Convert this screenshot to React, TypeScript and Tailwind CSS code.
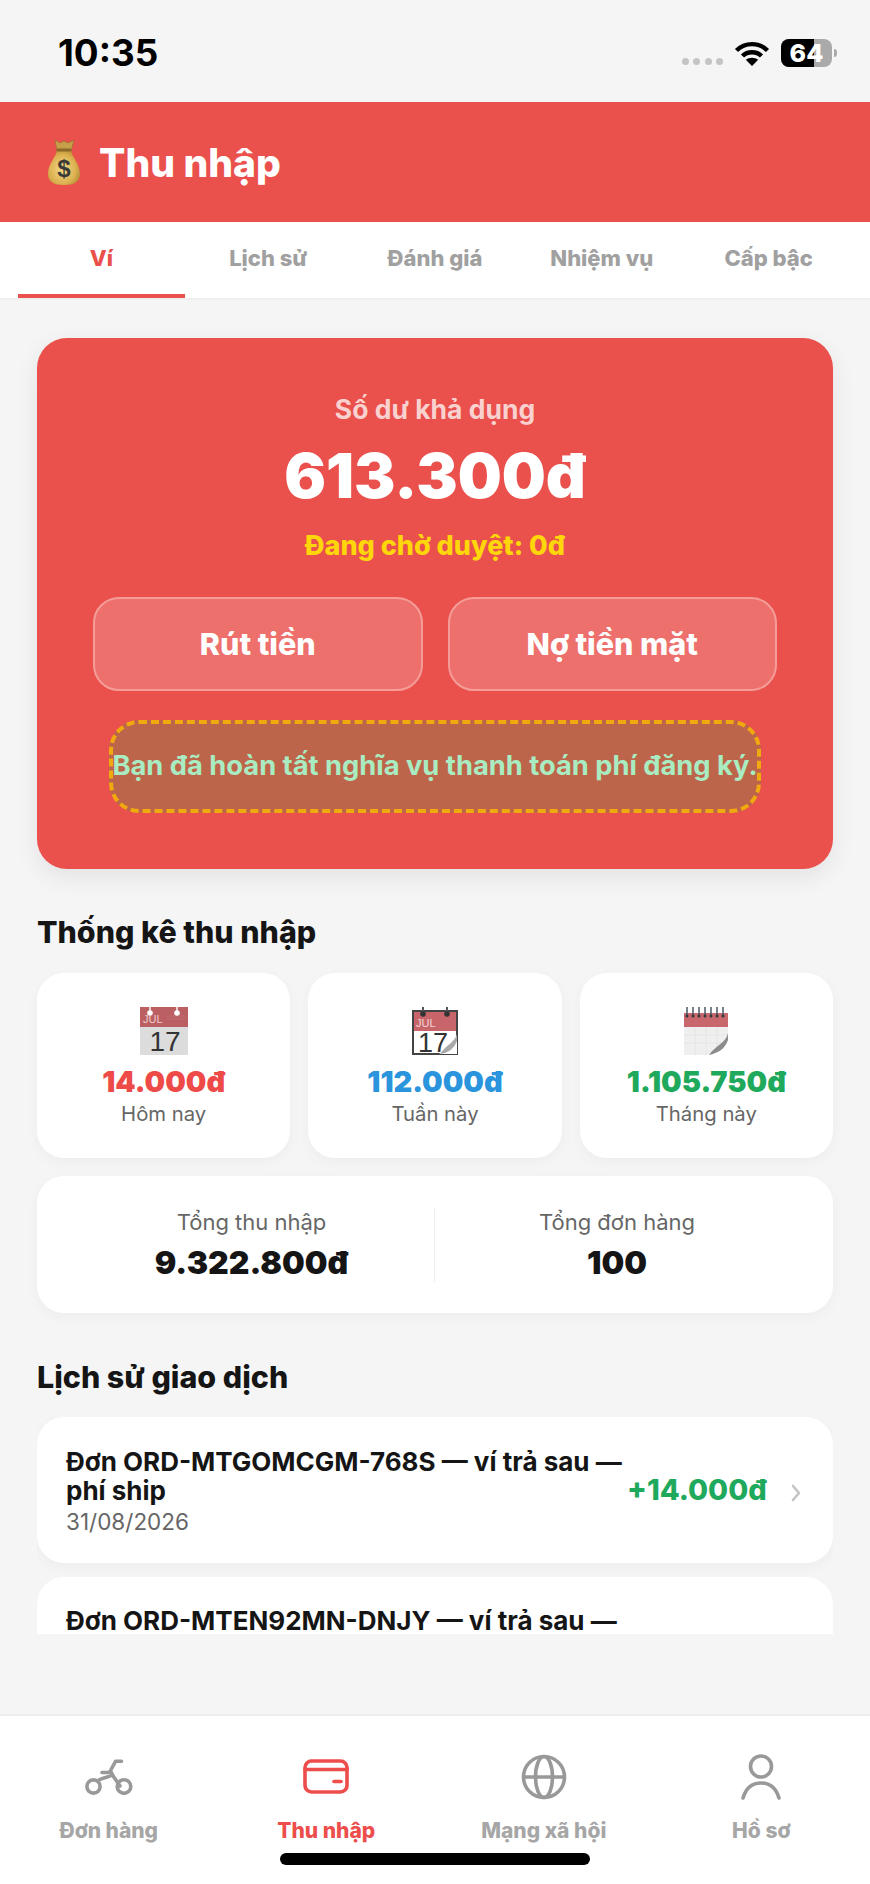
import React from "react";

function MoneyBag() {
  return (
    <svg width="34" height="48" viewBox="0 0 34 48" className="shrink-0">
      <defs>
        <radialGradient id="bag" cx="45%" cy="55%" r="65%">
          <stop offset="0%" stopColor="#f4d98a" />
          <stop offset="65%" stopColor="#dcb04e" />
          <stop offset="100%" stopColor="#a9812e" />
        </radialGradient>
      </defs>
      <path d="M8 2 L13 5 L17 3 L21 5 L27 2 L24 13 L10 13 Z" fill="#c79f4b" stroke="#8f6f2c" strokeWidth="0.6" />
      <path d="M10 12 C10 18 1 25 1 36 C1 44 7 47 17 47 C27 47 33 44 33 36 C33 25 24 18 24 12 Z" fill="url(#bag)" />
      <rect x="9.5" y="10.5" width="15" height="3" rx="1.5" fill="#8a6a26" />
      <text x="17" y="39" textAnchor="middle" fontFamily="Liberation Sans, sans-serif" fontWeight="700" fontSize="24" fill="#3a3a36">$</text>
    </svg>
  );
}

function CalendarOne() {
  return (
    <svg width="48" height="52" viewBox="0 0 48 52">
      <rect x="0" y="19" width="48" height="29" fill="#dcdcdc" />
      <rect x="0" y="0" width="48" height="20" fill="#bb5f62" />
      <path d="M27 9h19M27 12h19" stroke="#cc8b8d" strokeWidth="0.6" strokeDasharray="1 1" />
      <circle cx="10" cy="6" r="2.8" fill="#fff" />
      <circle cx="37" cy="6" r="2.8" fill="#fff" />
      <path d="M10 0v5M37 0v5" stroke="#fff" strokeWidth="1.4" />
      <text x="3" y="16" fontFamily="Liberation Sans, sans-serif" fontSize="11" fill="#eeccce">JUL</text>
      <text x="25" y="44" textAnchor="middle" fontFamily="Liberation Sans, sans-serif" fontSize="28" fill="#333">17</text>
    </svg>
  );
}

function CalendarTwo() {
  return (
    <svg width="46" height="52" viewBox="0 0 46 52">
      <path d="M1 4 H45 V47 H1 Z" fill="#fff" stroke="#444" strokeWidth="2" />
      <rect x="2" y="5" width="42" height="19" fill="#c8656a" />
      <path d="M11 0v7M35 0v7" stroke="#555" strokeWidth="2" />
      <circle cx="11" cy="7" r="2.8" fill="#333" />
      <circle cx="35" cy="7" r="2.8" fill="#333" />
      <text x="4" y="20" fontFamily="Liberation Sans, sans-serif" fontSize="11" fill="#f3d5d6">JUL</text>
      <text x="21" y="45" textAnchor="middle" fontFamily="Liberation Sans, sans-serif" fontSize="27" fill="#333">17</text>
      <path d="M45 29 C41 38 36 42 27 47 H45 Z" fill="#fff" />
      <path d="M45 27 C43 35 34 38 28 47 C36 46 42 42 45 34 Z" fill="#a9a9a9" />
    </svg>
  );
}

function CalendarThree() {
  const xs = [3, 9, 15, 21, 27, 33, 39];
  return (
    <svg width="44" height="52" viewBox="0 0 44 52">
      <rect x="0" y="6" width="44" height="42" fill="#f0eff0" />
      <path d="M0 28h44M0 36h44M11 20v28M22 20v28M33 20v28" stroke="#e2e2e2" strokeWidth="0.7" />
      <rect x="0" y="6" width="44" height="14" fill="#c8676c" />
      {xs.map((x) => (
        <g key={x}>
          <path d={`M${x} 0v9`} stroke="#4a5a60" strokeWidth="1.5" />
          <circle cx={x} cy={9} r="1.5" fill="#2f3a3e" />
        </g>
      ))}
      <path d="M44 28 C40 38 34 42 24 48 H44 Z" fill="#fff" />
      <path d="M44 26 C42 36 32 38 25 48 C34 46 41 42 44 33 Z" fill="#8c8c8c" />
    </svg>
  );
}

function ScooterIcon() {
  return (
    <svg width="48" height="36" viewBox="0 0 48 36" fill="none" stroke="#999" strokeWidth="3.6" strokeLinecap="round" strokeLinejoin="round">
      <circle cx="8.5" cy="27.5" r="6.6" />
      <circle cx="39" cy="27.5" r="6.8" />
      <path d="M36.5 2.3 H30.5 L25 12.5 L35 27" />
      <path d="M17 13.5 H26.5" />
      <path d="M14 21 C18 18.5 24 18 27.5 16" />
    </svg>
  );
}

function WalletIcon() {
  return (
    <svg width="46" height="36" viewBox="0 0 46 36" fill="none" stroke="#ed4d4b" strokeWidth="3.6" strokeLinecap="round">
      <rect x="2" y="2" width="42" height="31" rx="6.5" />
      <path d="M2 10.5 H44" />
      <path d="M31 22.5 H38" strokeWidth="3.6" />
    </svg>
  );
}

function GlobeIcon() {
  return (
    <svg width="46" height="46" viewBox="0 0 46 46" fill="none" stroke="#999" strokeWidth="3.6">
      <circle cx="23" cy="23" r="20.5" />
      <ellipse cx="23" cy="23" rx="8.5" ry="20.5" />
      <path d="M3 23 H43" />
    </svg>
  );
}

function PersonIcon() {
  return (
    <svg width="42" height="46" viewBox="0 0 42 46" fill="none" stroke="#999" strokeWidth="3.6" strokeLinecap="round">
      <circle cx="21" cy="12.5" r="10.5" />
      <path d="M3 44 C6 34 12 29 21 29 C30 29 36 34 39 44" />
    </svg>
  );
}

function Chevron() {
  return (
    <svg width="10" height="18" viewBox="0 0 10 18" fill="none" stroke="#c4c4c4" strokeWidth="2.6" strokeLinecap="round" strokeLinejoin="round">
      <path d="M2 2 L8 9 L2 16" />
    </svg>
  );
}

const tabs = ["Ví", "Lịch sử", "Đánh giá", "Nhiệm vụ", "Cấp bậc"];

const stats = [
  { icon: <CalendarOne />, value: "14.000đ", label: "Hôm nay", color: "text-[#ed4a48]" },
  { icon: <CalendarTwo />, value: "112.000đ", label: "Tuần này", color: "text-[#2a94dc]" },
  { icon: <CalendarThree />, value: "1.105.750đ", label: "Tháng này", color: "text-[#1fa95c]" },
];

const nav = [
  { icon: <ScooterIcon />, label: "Đơn hàng", active: false },
  { icon: <WalletIcon />, label: "Thu nhập", active: true },
  { icon: <GlobeIcon />, label: "Mạng xã hội", active: false },
  { icon: <PersonIcon />, label: "Hồ sơ", active: false },
];

export default function App() {
  return (
    <div className="relative flex h-[1884px] w-[870px] flex-col overflow-hidden bg-[#f5f5f5] font-['Inter','Noto_Sans',sans-serif]">
      {/* Status bar */}
      <div className="flex h-[102px] shrink-0 items-start justify-between pl-[58px] pr-[33px]">
        <div className="mt-[32px] text-[36.8px] font-bold leading-[42px] text-black">10:35</div>
        <div className="mt-[39px] flex items-start">
          <div className="mt-[19px] flex gap-[4.5px]">
            {[0, 1, 2, 3].map((i) => (
              <div key={i} className="h-[7px] w-[7px] rounded-full bg-[#c4c4c4]" />
            ))}
          </div>
          <svg width="36" height="27" viewBox="0 0 36 27" className="ml-[11px] mt-[1px]" fill="none" stroke="#000" strokeWidth="4.4">
            <path d="M2.5 10.5 C11 2 25 2 33.5 10.5" />
            <path d="M8.5 16 C13.5 11 22.5 11 27.5 16" />
            <path d="M18 26 L11.8 19.8 C15 17 21 17 24.2 19.8 Z" fill="#000" stroke="none" />
          </svg>
          <div className="relative ml-[11px] flex h-[28px] w-[51px] rounded-[8px] bg-[#aaaaaa]">
            <div className="h-full w-[33px] rounded-l-[8px] bg-black" />
            <div className="absolute inset-0 flex items-center justify-center text-[25px] font-extrabold leading-none text-white">64</div>
          </div>
          <div className="ml-[2px] mt-[10px] h-[8px] w-[3px] rounded-r-full bg-[#aaaaaa]" />
        </div>
      </div>

      {/* Header */}
      <div className="flex h-[120px] shrink-0 items-center gap-[18px] bg-[#ea504c] pl-[47px]">
        <MoneyBag />
        <div className="pt-[1px] text-[39px] font-extrabold leading-[44px] text-white">Thu nhập</div>
      </div>

      {/* Tabs */}
      <div className="grid h-[78px] shrink-0 grid-cols-5 border-b-2 border-[#eeeeee] bg-white px-[18px]">
        {tabs.map((t, i) => (
          <div
            key={t}
            className={
              i === 0
                ? "flex items-center justify-center border-b-4 border-[#ea504c] text-[22px] font-extrabold text-[#ea504c]"
                : "flex items-center justify-center border-b-4 border-transparent text-[22px] font-extrabold text-[#a0a0a0]"
            }
          >
            {t}
          </div>
        ))}
      </div>

      {/* Content */}
      <div className="min-h-0 flex-1 overflow-hidden px-[37px] pt-[38px]">
        {/* Balance card */}
        <div className="flex flex-col items-center rounded-[30px] bg-[#ea504c] px-[56px] pb-[56px] pt-[56px] shadow-[0_8px_24px_rgba(0,0,0,0.08)]">
          <div className="text-[26.5px] font-bold leading-[30px] text-[#f9d2d0]">Số dư khả dụng</div>
          <div className="mt-[17px] text-[62px] font-black leading-[70px] text-white">613.300đ</div>
          <div className="mt-[20px] text-[27px] font-extrabold leading-[30px] text-[#ffd60a]">Đang chờ duyệt: 0đ</div>
          <div className="mt-[36px] flex w-full gap-[25px]">
            {["Rút tiền", "Nợ tiền mặt"].map((b) => (
              <div
                key={b}
                className="flex h-[94px] flex-1 items-center justify-center rounded-[26px] border-2 border-[#f59c98] bg-[#ee706c] text-[30.5px] font-extrabold text-white"
              >
                {b}
              </div>
            ))}
          </div>
          <div className="mt-[29px] flex h-[93px] w-[652px] items-center justify-center whitespace-nowrap rounded-[30px] border-4 border-dashed border-[#f0a90f] bg-[#bd654a] text-[27.3px] font-bold text-[#a9ecc2]">
            Bạn đã hoàn tất nghĩa vụ thanh toán phí đăng ký.
          </div>
        </div>

        {/* Stats */}
        <div className="mt-[45px] text-[30.4px] font-extrabold leading-[36px] text-[#151515]">Thống kê thu nhập</div>
        <div className="mt-[23px] grid grid-cols-3 gap-[18px]">
          {stats.map((s) => (
            <div
              key={s.label}
              className="flex h-[185px] flex-col items-center rounded-[27px] bg-white pt-[34px] shadow-[0_4px_14px_rgba(0,0,0,0.035)]"
            >
              <div className="flex h-[48px] items-start justify-center">{s.icon}</div>
              <div className={`mt-[10px] text-[29px] font-black leading-[34px] ${s.color}`}>{s.value}</div>
              <div className="mt-[2px] text-[20.3px] leading-[26px] text-[#666666]">{s.label}</div>
            </div>
          ))}
        </div>

        {/* Totals */}
        <div className="mt-[18px] grid h-[137px] grid-cols-2 rounded-[27px] bg-white px-[34px] py-[32px] shadow-[0_4px_14px_rgba(0,0,0,0.035)]">
          <div className="flex flex-col items-center border-r border-[#eeeeee] pr-[2px]">
            <div className="text-[22px] leading-[28px] text-[#666666]">Tổng thu nhập</div>
            <div className="mt-[8px] text-[32px] font-black leading-[38px] text-[#151515]">9.322.800đ</div>
          </div>
          <div className="flex flex-col items-center">
            <div className="text-[22px] leading-[28px] text-[#666666]">Tổng đơn hàng</div>
            <div className="mt-[8px] text-[32px] font-black leading-[38px] text-[#151515]">100</div>
          </div>
        </div>

        {/* History */}
        <div className="mt-[46px] text-[30.4px] font-extrabold leading-[36px] text-[#151515]">Lịch sử giao dịch</div>
        <div className="mt-[22px] flex h-[217px] flex-col gap-[14px] overflow-hidden">
          <div className="flex h-[146px] shrink-0 items-center rounded-[27px] bg-white pl-[29px] shadow-[0_4px_14px_rgba(0,0,0,0.035)]">
            <div className="w-[561px] shrink-0 pt-[2px]">
              <div className="text-[26px] font-bold leading-[29px] text-[#151515]">
                Đơn ORD-MTGOMCGM-768S — ví trả sau — phí ship
              </div>
              <div className="mt-[4px] text-[22.5px] leading-[26px] text-[#666666]">31/08/2026</div>
            </div>
            <div className="text-[29px] font-extrabold leading-[34px] text-[#1fa95c]">+14.000đ</div>
            <div className="ml-[24px] mt-[6px] flex">
              <Chevron />
            </div>
          </div>
          <div className="h-[146px] shrink-0 rounded-[27px] bg-white pl-[29px] pt-[29px]">
            <div className="w-[561px] text-[26px] font-bold leading-[29px] text-[#151515]">
              Đơn ORD-MTEN92MN-DNJY — ví trả sau —
            </div>
          </div>
        </div>
      </div>

      {/* Bottom nav */}
      <div className="relative grid h-[170px] shrink-0 grid-cols-4 border-t-2 border-[#eeeeee] bg-white pt-[38px]">
        {nav.map((n) => (
          <div key={n.label} className="flex flex-col items-center">
            <div className="flex h-[46px] items-center justify-center">{n.icon}</div>
            <div
              className={
                n.active
                  ? "mt-[18px] text-[21px] font-extrabold leading-[26px] text-[#ed4d4b]"
                  : "mt-[18px] text-[21px] font-extrabold leading-[26px] text-[#a6a6a6]"
              }
            >
              {n.label}
            </div>
          </div>
        ))}
        <div className="absolute bottom-[19px] left-[280px] h-[12px] w-[310px] rounded-full bg-black" />
      </div>
    </div>
  );
}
.....
*WHAT THIS TASK INVOLVES*
In the data above, please extract the lines from the first one through the line with "import React from", exactly, and keep pictures out.

*EXERCISE RESPONSE*
Convert this screenshot to React, TypeScript and Tailwind CSS code.
import React from "react";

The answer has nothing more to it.